Из чистой науки в конце концов возникает увеличение могущества человека, улучшение качества жизни, в общем же смысле — повышение энергопреобразования. Равно как из географических открытий и многого другого.
А из искусства ничего не следует и ничего не возникает, кроме его самодостаточного постижения и возникающих при этом представлений и ощущений.
Но искусство в тех или иных формах существовало всегда у всех народов. И мы можем констатировать: у человека есть потребность в том, в чем для него нет пользы.

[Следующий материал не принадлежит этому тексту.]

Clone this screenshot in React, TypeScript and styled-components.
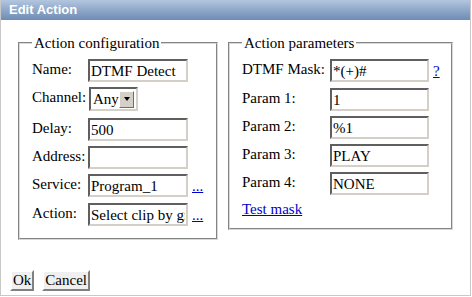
import styled, { createGlobalStyle } from 'styled-components'

import type { FC, ReactNode } from 'react'

const GlobalStyle = createGlobalStyle`
  html, body {
    margin: 0;
    padding: 0;
    background: #ffffff;
  }

  body {
    font-family: 'Liberation Serif', 'Times New Roman', serif;
    font-size: 15px;
    color: #000000;
  }
`

const Frame = styled.div`
  box-sizing: border-box;
  width: 471px;
  height: 296px;
  border: 1px solid #c8c8c8;
  border-top: none;
  display: flex;
  flex-direction: column;
  background: #ffffff;
`

const Header = styled.div`
  height: 20px;
  line-height: 20px;
  padding-left: 8px;
  background: linear-gradient(to bottom, #b3c6de 0%, #8ea8c9 50%, #6f8cb4 100%);
  color: #ffffff;
  font-family: 'Liberation Sans', Arial, sans-serif;
  font-weight: 700;
  font-size: 13px;
`

const Body = styled.div`
  display: flex;
  align-items: flex-start;
  gap: 10px;
  padding: 14px 0 0 17px;
`

const Fieldset = styled.fieldset<{ width: number; padBottom: number }>`
  box-sizing: border-box;
  width: ${({ width }) => width}px;
  margin: 0;
  padding: 7px 8px ${({ padBottom }) => padBottom}px 12px;
  border: 2px groove #d8d8d8;
`

const Legend = styled.legend`
  padding: 0 2px;
  line-height: 18px;
  font-size: 15px;
`

const FormGrid = styled.div<{ labelWidth: number }>`
  display: grid;
  grid-template-columns: ${({ labelWidth }) => labelWidth}px max-content max-content;
  row-gap: 5px;
  align-items: start;
`

const FieldLabel = styled.label`
  line-height: 20px;
  white-space: nowrap;
`

const TextInput = styled.input`
  box-sizing: border-box;
  width: ${({ width }) => width ?? 100}px;
  height: 23px;
  margin: 0;
  padding: 1px 1px 0;
  border-style: solid;
  border-width: 2px;
  border-color: #5f5f5f #d4d0c8 #d4d0c8 #5f5f5f;
  font-family: 'Liberation Serif', 'Times New Roman', serif;
  font-size: 15px;
  color: #000000;
  background: #ffffff;
  outline: none;
`

const SelectBox = styled.div`
  box-sizing: border-box;
  display: flex;
  align-items: center;
  justify-content: space-between;
  width: 49px;
  height: 24px;
  margin: 0 0 2px 1px;
  padding: 0 2px 0 2px;
  border-style: solid;
  border-width: 2px;
  border-color: #5f5f5f #d4d0c8 #d4d0c8 #5f5f5f;
  line-height: 20px;
`

const DropButton = styled.span`
  box-sizing: border-box;
  display: flex;
  align-items: center;
  justify-content: center;
  width: 15px;
  height: 17px;
  background: #d4d0c8;
  border-style: solid;
  border-width: 1px;
  border-color: #ffffff #6d6d6d #6d6d6d #ffffff;
`

const Arrow = styled.span`
  width: 0;
  height: 0;
  border-left: 3.5px solid transparent;
  border-right: 3.5px solid transparent;
  border-top: 4px solid #000000;
`

const Extra = styled.a`
  margin-left: 4px;
  line-height: 24px;
  color: #0000cc;
  text-decoration: underline;
  cursor: pointer;
`

const FullRow = styled.div`
  grid-column: 1 / -1;
  line-height: 18px;
`

const Link = styled.a`
  color: #0000cc;
  text-decoration: underline;
  cursor: pointer;
`

const Footer = styled.div`
  margin-top: auto;
  display: flex;
  gap: 8px;
  padding: 0 0 4px 9px;
`

const Button = styled.button`
  box-sizing: border-box;
  height: 21px;
  margin: 0;
  padding: 0 1px;
  background: #efefef;
  border-style: solid;
  border-width: 2px;
  border-color: #ffffff #808080 #808080 #ffffff;
  font-family: 'Liberation Serif', 'Times New Roman', serif;
  font-size: 15px;
  line-height: 15px;
  color: #000000;
`

interface RowProps {
  label: string
  children: ReactNode
  extra?: ReactNode
}

const Row: FC<RowProps> = ({ label, children, extra }) => (
  <>
    <FieldLabel>{label}</FieldLabel>
    {children}
    {extra ? <Extra>{extra}</Extra> : <span />}
  </>
)

const App: FC = () => (
  <>
    <GlobalStyle />
    <Frame>
      <Header>Edit Action</Header>
      <Body>
        <Fieldset width={200} padBottom={11}>
          <Legend>Action configuration</Legend>
          <FormGrid labelWidth={56}>
            <Row label="Name:">
              <TextInput defaultValue="DTMF Detect" />
            </Row>
            <Row label="Channel:">
              <SelectBox>
                <span>Any</span>
                <DropButton>
                  <Arrow />
                </DropButton>
              </SelectBox>
            </Row>
            <Row label="Delay:">
              <TextInput defaultValue="500" />
            </Row>
            <Row label="Address:">
              <TextInput defaultValue="" />
            </Row>
            <Row label="Service:" extra="...">
              <TextInput defaultValue="Program_1" />
            </Row>
            <Row label="Action:" extra="...">
              <TextInput defaultValue="Select clip by group" />
            </Row>
          </FormGrid>
        </Fieldset>
        <Fieldset width={225} padBottom={10}>
          <Legend>Action parameters</Legend>
          <FormGrid labelWidth={88}>
            <Row label="DTMF Mask:" extra="?">
              <TextInput width={99} defaultValue="*(+)#" />
            </Row>
            <Row label="Param 1:">
              <TextInput width={99} defaultValue="1" />
            </Row>
            <Row label="Param 2:">
              <TextInput width={99} defaultValue="%1" />
            </Row>
            <Row label="Param 3:">
              <TextInput width={99} defaultValue="PLAY" />
            </Row>
            <Row label="Param 4:">
              <TextInput width={99} defaultValue="NONE" />
            </Row>
            <FullRow>
              <Link>Test mask</Link>
            </FullRow>
          </FormGrid>
        </Fieldset>
      </Body>
      <Footer>
        <Button>Ok</Button>
        <Button>Cancel</Button>
      </Footer>
    </Frame>
  </>
)

export default App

А «не хлебом единым». Не было бы потребности — так на кой черт вечно им заниматься.
4. Вот первобытный человек силится понять, как же устроен мир вокруг него, каков его механизм, в чем закономерности, почему восходит-заходит солнце, меняются времена года, что происходит с человеком в момент смерти — куда девался собственно «он»? — и вообще почему дует ветер и идет дождь.
Так возникает мифология. Это наука или искусство? Для нас сейчас — безусловно искусство, наукой там и не пахнет. Духи и боги наделялись человеческими качествами, любили и враждовали, у них были свои судьбы и обязанности. Но первобытному человеку его мифологическая космогония служила космогонией и научной: мир-то познавать хотелось и требовалось, а других-то объяснений не было.